Il s'agit de deux récits accollés, a priori fort différents, mais qui se font parfois écho.
- Les palmiers sauvages (abrégé en PS) commence à travers le regard d'un médecin à la retraite propriétaire d'un bungalow qu'il loue à un prix dérisoire. Il y reçoit un couple jeune, assez peu sociable, et une nuit est réveillé par le jeune homme, qui lui demande de venir examiner sa femme, qui saigne et est dans un état grave.
- Le vieux Père (Old man River, le surnom du Mississippi, abrégé en VP) débute en sur la vie de deux forçats dans un bagne-plantation de l'Etat du Mississippi, en 1927. L'un est gros, répugnant, et a été pris pour avoir fait le chauffeur dans un hold-up. Le second est un jeune idiot qui voulait dévaliser un train pour faire comme dans les romans de gare qu'il lisait. Un soir, on réveille toute leur chambrée car le Mississippi vient de rompre sa digue à hauteur de Mound's landing.


Je vais maintenant détailler pour moi-même le synopsis, passez la zone de spoiler pour avoir une critique du livre.


PS, 2 : On revient sur l'histoire du couple. L'enfance d'Harry Wilbourne, interne à la Nouvelle-Orléans, qui pour sa première sortie étudiante tombe sur Charlotte Rittenmeyer, jeune femme qui lui donne rendez-vous dans un hôtel. Ils ne font pas l'amour, mais en sortant il trouve un portefeuille avec 1278 dollars. Il finit par renoncer à le rendre et s'enfuit en train pour Chicago avec Charlotte.

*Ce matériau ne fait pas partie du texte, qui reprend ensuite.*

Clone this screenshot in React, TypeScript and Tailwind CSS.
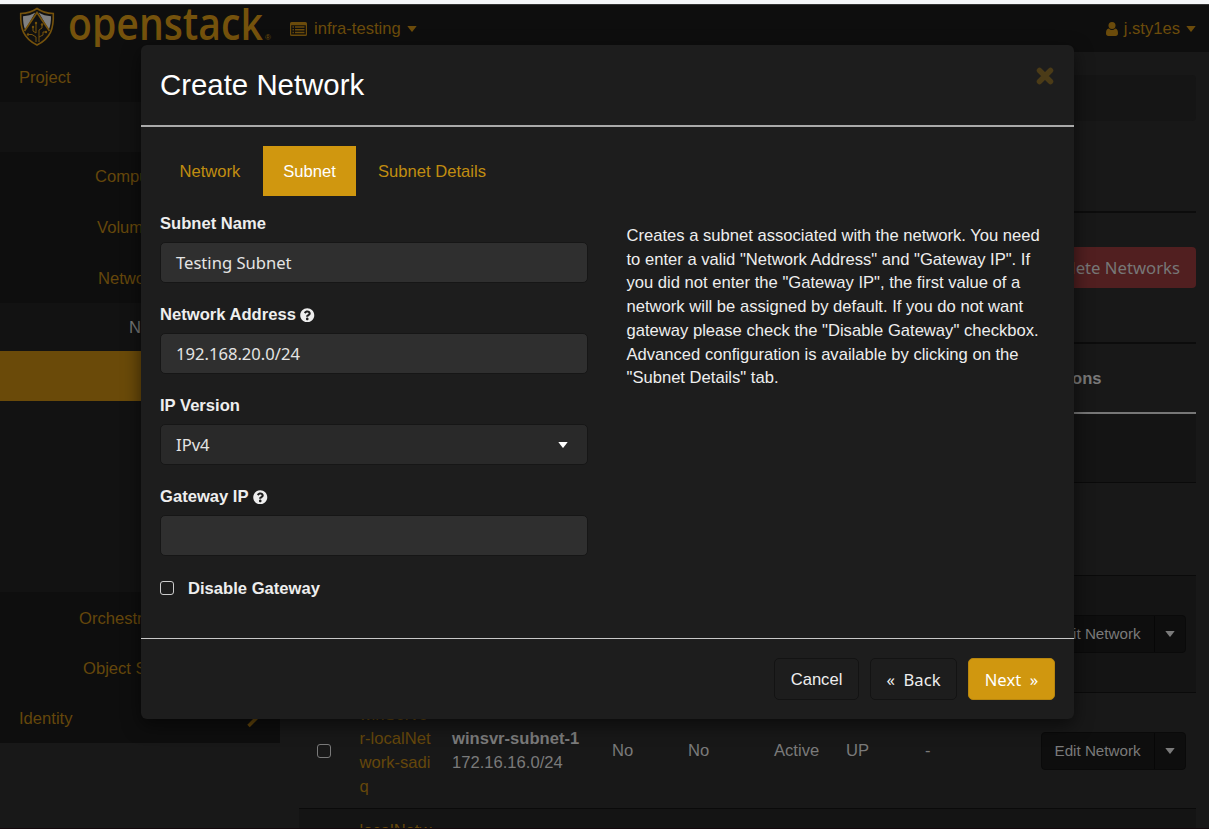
import { FaQuestionCircle } from "react-icons/fa";
import type { ReactNode } from "react";

function Caret({ className = "" }: { className?: string }) {
  return (
    <svg viewBox="0 0 10 6" className={`h-[6px] w-[10px] shrink-0 ${className}`} fill="currentColor">
      <path d="M0.3 0h9.4L5.5 5.5q-.5.5-1 0z" />
    </svg>
  );
}

function Shield() {
  return (
    <svg viewBox="0 0 36 40" className="h-[40px] w-[36px] shrink-0" fill="none">
      <path d="M18 1.500C13 5 8 6.300 1.700 6.500 1.200 21 4 31 18 38 32 31 34.800 21 34.300 6.500 28 6.300 23 5 18 1.500z" fill="#111" stroke="#75520c" strokeWidth="1.600" />
      <path d="M16.300 5.500C12.500 7.800 8.500 9 4 9.200c0 5 .5 9.500 2.200 13.600z" fill="#808080" />
      <path d="M19.700 5.500c3.800 2.300 7.800 3.500 12.300 3.700 0 5-.5 9.500-2.200 13.600z" fill="#808080" />
      <path d="M18 5.500L6 24c2.500 5.500 6.500 9.500 12 12 5.500-2.500 9.500-6.500 12-12z" fill="#111" />
      <path d="M5.500 24L18 5.500 30.500 24" stroke="#75520c" strokeWidth="1.800" />
      <path d="M17 17v9l-3-2v-4M20 35V23l3-2v-4M17 35v-5l-4-2.500H9M20 30l4-2v-3h3" stroke="#75520c" strokeWidth="1" />
      <g fill="#75520c">
        <circle cx="17" cy="16" r="1.200" />
        <circle cx="14" cy="20" r="1.200" />
        <circle cx="23" cy="17.500" r="1.200" />
        <circle cx="9" cy="27.500" r="1.200" />
        <circle cx="27" cy="25" r="1.200" />
      </g>
    </svg>
  );
}

function Header() {
  return (
    <header className="flex h-[48px] shrink-0 items-start border-t border-[#333] bg-[#0e0e0e] pl-[19px] pr-[13px] text-[#6b4b0b]">
      <div className="pt-[2px]">
        <Shield />
      </div>
      <svg viewBox="0 0 206 39" className="ml-[13px] mt-[3px] h-[39px] w-[206px] shrink-0 overflow-hidden" fill="#75520c">
        <text x="0" y="32" fontFamily="'Open Sans', sans-serif" fontWeight="600" fontSize="46" textLength="195" lengthAdjust="spacingAndGlyphs">openstack</text>
        <text x="197" y="32" fontFamily="'Liberation Sans', sans-serif" fontSize="8">®</text>
      </svg>
      <div className="ml-[16px] flex h-[47px] items-center">
        <svg viewBox="0 0 17 14" className="h-[14px] w-[17px]" fill="currentColor">
          <path fillRule="evenodd" d="M1.500 0h14A1.500 1.500 0 0 1 17 1.500v11a1.500 1.500 0 0 1-1.500 1.500h-14A1.500 1.500 0 0 1 0 12.500v-11A1.500 1.500 0 0 1 1.500 0zM1.200 3.200v9.300h14.600V3.200z" />
          <path d="M2.500 4.300h1.400v1.500H2.500zM2.500 7h1.400v1.500H2.500zM2.500 9.700h1.400v1.500H2.500zM5 4.300h9.500v1.500H5zM5 7h9.500v1.500H5zM5 9.700h9.500v1.500H5z" />
        </svg>
        <span className="ml-[7px] pt-px">infra-testing</span>
        <Caret className="ml-[6px]" />
      </div>
      <div className="ml-auto flex h-[47px] items-center">
        <svg viewBox="0 0 12 14" className="h-[14px] w-[12px]" fill="currentColor">
          <circle cx="6" cy="3.600" r="3.500" />
          <path d="M2.700 6.500Q6 9.500 9.300 6.500C11.300 6.700 12 8.800 12 11.300c0 1.700-.9 2.700-2.400 2.700H2.400C.9 14 0 13 0 11.300 0 8.800.7 6.700 2.700 6.500z" />
        </svg>
        <span className="ml-[6px] pt-px">j.sty1es</span>
        <Caret className="ml-[6px]" />
      </div>
    </header>
  );
}

function Sidebar() {
  return (
    <nav className="flex w-[280px] shrink-0 flex-col self-start bg-[#121212] text-[#65470b]">
      <div className="flex h-[50px] items-center bg-[#0e0e0e] pl-[19px] pt-[3px]">Project</div>
      <div className="h-[50px]" />
      <div className="flex h-[151px] flex-col bg-[#0e0e0e]">
        <div className="flex flex-1 items-center pl-[95px] pt-[2px]">Compute</div>
        <div className="flex flex-1 items-center pl-[97px] pt-[3px]">Volumes</div>
        <div className="flex flex-1 items-center pl-[98px] pt-[3px]">Network</div>
      </div>
      <div className="flex h-[48px] items-center pl-[129px] pt-[3px] text-[#777]">Network</div>
      <div className="h-[50px] bg-[#6a4a09]" />
      <div className="h-[191px]" />
      <div className="flex h-[151px] flex-col bg-[#0e0e0e]">
        <div className="flex flex-1 items-center pl-[79px] pt-[4px]">Orchestration</div>
        <div className="flex flex-1 items-center pl-[83px] pt-[4px]">Object Store</div>
        <div className="flex flex-1 items-center justify-between pl-[19px] pr-[22px] pt-[4px]">
          Identity
          <svg viewBox="0 0 11 16" className="h-[16px] w-[11px]" fill="none" stroke="currentColor" strokeWidth="3.500">
            <path d="M2 0l7 6.500L1.500 14" />
          </svg>
        </div>
      </div>
    </nav>
  );
}

function Checkbox({ className }: { className: string }) {
  return <span className={`h-[14px] w-[14px] shrink-0 rounded-[3px] border-[1.500px] ${className}`} />;
}

function EditNetwork() {
  return (
    <div className="ml-auto flex h-[38px] w-[145px] shrink-0 rounded-[4px] border border-[#0a0a0a] bg-[#0e0e0e] text-[15.200px] text-[#7a7a7a]">
      <span className="flex flex-1 items-center whitespace-nowrap pl-[12.500px] pt-px">Edit Network</span>
      <span className="flex w-[31px] items-center justify-center border-l border-[#070707]">
        <Caret className="h-[5px] w-[9px]" />
      </span>
    </div>
  );
}

function Main() {
  return (
    <main className="flex flex-1 flex-col pl-[19px] pr-[13px] text-[#7a7a7a]">
      <div className="mt-[23px] h-[46px] shrink-0 rounded-[4px] bg-[#151515]" />
      <div className="h-[92px] shrink-0 border-b-2 border-[#0c0c0c]" />
      <div className="flex h-[131px] shrink-0 items-start justify-end border-b-2 border-[#0c0c0c] pt-[34px]">
        <div className="flex h-[41px] items-center rounded-[4px] bg-[#511f20] pl-[15px] pr-[16px] pt-px font-['Noto_Sans',sans-serif] text-[16.700px] text-[#777]">Delete Networks</div>
      </div>
      <div className="flex h-[70px] shrink-0 items-center justify-end border-b-2 border-[#777] pr-[94.500px] pt-[2px] font-bold">Actions</div>
      <div className="h-[69px] shrink-0 border-b border-[#0a0a0a] bg-[#141414]" />
      <div className="h-[93px] shrink-0 border-b border-[#0a0a0a]" />
      <div className="flex h-[117px] shrink-0 items-center border-b border-[#0a0a0a] bg-[#141414] pr-[10px]">
        <EditNetwork />
      </div>
      <div className="flex h-[116px] shrink-0 items-center border-b border-[#0a0a0a] pr-[10px]">
        <Checkbox className="ml-[18px] border-[#7a7a7a]" />
        <div className="ml-[28.500px] w-[92.500px] pt-px leading-[23.800px] text-[#65470b]">winServe<br />r-localNet<br />work-sadi<br />q</div>
        <div className="w-[160px] leading-[23.800px]"><b>winsvr-subnet-1</b><br />172.16.16.0/24</div>
        <div className="w-[76px] pt-[2px]">No</div>
        <div className="w-[86px] pt-[2px]">No</div>
        <div className="w-[72px] pt-[2px]">Active</div>
        <div className="w-[79px] pt-[2px]">UP</div>
        <div className="pt-[2px]">-</div>
        <EditNetwork />
      </div>
      <div className="flex-1 bg-[#141414] pl-[60.500px] pt-[10px] leading-[23.800px] text-[#65470b]">localNetw</div>
    </main>
  );
}

function Field({ label, help, children }: { label: string; help?: boolean; children: ReactNode }) {
  return (
    <div className="mb-[20px]">
      <div className="flex h-[24px] items-center font-bold">
        {label}
        {help && <FaQuestionCircle className="ml-[4.500px] h-[14.500px] w-[14.500px]" />}
      </div>
      <div className="mt-[6px] h-[41px]">{children}</div>
    </div>
  );
}

const input = "flex h-[41px] items-center rounded-[5px] border border-[#161616] px-[15px] pt-px font-['Noto_Sans',sans-serif] text-[#e4e4e4]";

function Modal() {
  return (
    <section className="absolute left-[141px] top-[45px] flex h-[674px] w-[933px] flex-col rounded-[6px] bg-[#1d1d1d] text-[#eee] shadow-[0_6px_18px_rgba(0,0,0,0.55)]">
      <div className="flex h-[82px] items-start justify-between border-b-2 border-[#aaa] pl-[19px] pr-[20px]">
        <h1 className="mt-[20px] text-[29.400px] leading-[40px] text-white">Create Network</h1>
        <svg viewBox="0 0 18 18" className="mt-[22px] h-[18px] w-[18px]" stroke="#4b3b17" strokeWidth="5.500" strokeLinecap="round">
          <path d="M3.500 3.500l11 11M14.500 3.500l-11 11" />
        </svg>
      </div>
      <div className="flex h-[512px] flex-col border-b-[1.500px] border-[#c8c8c8] px-[19px] pt-[19px]">
        <div className="flex h-[50px] text-[#c18d10]">
          <span className="flex w-[103px] items-center pl-[19.500px] pt-[2px]">Network</span>
          <span className="flex w-[93px] items-center justify-center bg-[#d0970f] pt-[2px] text-white">Subnet</span>
          <span className="flex items-center pl-[22px] pt-[2px]">Subnet Details</span>
        </div>
        <div className="flex">
          <div className="w-[428px] pt-[16px]">
            <Field label="Subnet Name"><div className={`${input} bg-[#2f2f2f]`}>Testing Subnet</div></Field>
            <Field label="Network Address" help><div className={`${input} bg-[#2f2f2f]`}>192.168.20.0/24</div></Field>
            <Field label="IP Version">
              <div className={`${input} justify-between bg-[#292929]`}>IPv4<Caret className="mr-[4px] text-white" /></div>
            </Field>
            <Field label="Gateway IP" help><div className={`${input} bg-[#2f2f2f]`} /></Field>
            <div className="flex h-[24px] items-center font-bold">
              <Checkbox className="mr-[14px] border-[#ccc]" />
              <span className="pt-[2px]">Disable Gateway</span>
            </div>
          </div>
          <p className="ml-[38.500px] whitespace-nowrap pt-[28px] leading-[23.700px]">
            Creates a subnet associated with the network. You need<br />
            to enter a valid "Network Address" and "Gateway IP". If<br />
            you did not enter the "Gateway IP", the first value of a<br />
            network will be assigned by default. If you do not want<br />
            gateway please check the "Disable Gateway" checkbox.<br />
            Advanced configuration is available by clicking on the<br />
            "Subnet Details" tab.
          </p>
        </div>
      </div>
      <div className="flex justify-end pr-[19px] pt-[19px]">
        <button className="h-[42px] w-[85px] rounded-[5px] border border-[#131313] pt-[2px]">Cancel</button>
        <button className="ml-[11px] h-[42px] w-[87px] rounded-[5px] border border-[#131313] pt-[2px] font-['Noto_Sans',sans-serif]">«&nbsp; Back</button>
        <button className="ml-[11px] h-[42px] w-[87px] rounded-[5px] border border-[#b8860e] bg-[#d0970f] pt-[2px] font-['Noto_Sans',sans-serif] text-white">Next&nbsp; »</button>
      </div>
    </section>
  );
}

export default function App() {
  return (
    <div className="relative flex h-[829px] w-[1209px] flex-col overflow-hidden border-b border-[#14090d] bg-[#181818] font-['Liberation_Sans',Arial,sans-serif] text-[16.600px]">
      <div className="h-[4px] shrink-0 bg-[#f5f6f8]" />
      <Header />
      <div className="flex min-h-0 flex-1">
        <Sidebar />
        <Main />
      </div>
      <Modal />
    </div>
  );
}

Entrevue avec le mari, désespéré, qui confie à Harry un chèque portant le prix nécessaire pour que Charlotte revienne si les choses tournent mal, et la promesse qu'elle donnera de ses nouvelles chaque début de mois. Les amants coupables font l'amour dans le train.


LVP2 : Acheminement, en camion puis en train, des forçats jusqu'à la digue rompue. Vision dantesque du Mississippi en colère. Le gros et le grand forçats se voient confier une mission : aller chercher en barque une femme sur un arbre et un homme sur un hangar à coton. Sur le chemin, le gros reste accroché à une branche et le grand semble mort, englouti.


PS3 : Escale à Chicago, Charlotte vit en vendant des figurines de papier mâché tandis qu'Harry trouve difficilement un travail dans une structure d'accueil pour alcooliques, travail qu'il finit par perdre à cause d'une indiscrétion du détective envoyé par Rittenmeyer. Soucis continuels d'argent. Fuite avec l'argent qui reste pour passer l'hiver dans une demeure abandonnée sur la rive d'un lac, en attendant que la bourse soit vide. Retour à Chicago où Charlotte est brièvement vendeuse, puis Harry trouve un poste de médecin de mine dans l'Utah, et ils quittent brusquement Chicago, laissant derrière eux McCord, journaliste et leur complice de fortune.


VP3 - Le grand forçat dans le maelstrom du Mississippi. Il trouve par hasard la femme sur un arbre. On finit par comprendre qu'elle est enceinte et va bientôt enfanter. Il cherche désespérément une ville, mais les affluents ont vu leur cours inverser. Une barque de hillbilly leur donne un peu de nourriture et les repousse à coups de fusil. Ils trouvent finalement un tertre (un tumulus indien ?) infestés d'animaux désemparés où la femme accouche. Tout cela est désormais raconté en flashback par le grand forçat au gros, après son retour au bagne.


PS4 - Le couple arrive à la mine, où ne restent plus que les ouvriers polonais. Il fait très froid. Le salaire n'a pas été versé depuis des mois, restent le manager Buck et sa femme Bill, enceinte d'un mois. Harry opère sur elle un avortement. Ce couple part par le petit train. Nos héros finissent par avertir les Polonais (Charlotte leur parle par dessins), qui pillent ce qui restent du magasin de mine et s'en vont. Charlotte finit par avouer à Harry qu'elle pense être enceinte. Il ne veut pas qu'elle avorte, sinon de sa main, mais ne s'en sent pas. Ils partent pour la Nouvelle Orléans. Harry va dans un bordel, demander un avortement, et se fait vider. Il achète une pilule d'avortement qui ne marche pas.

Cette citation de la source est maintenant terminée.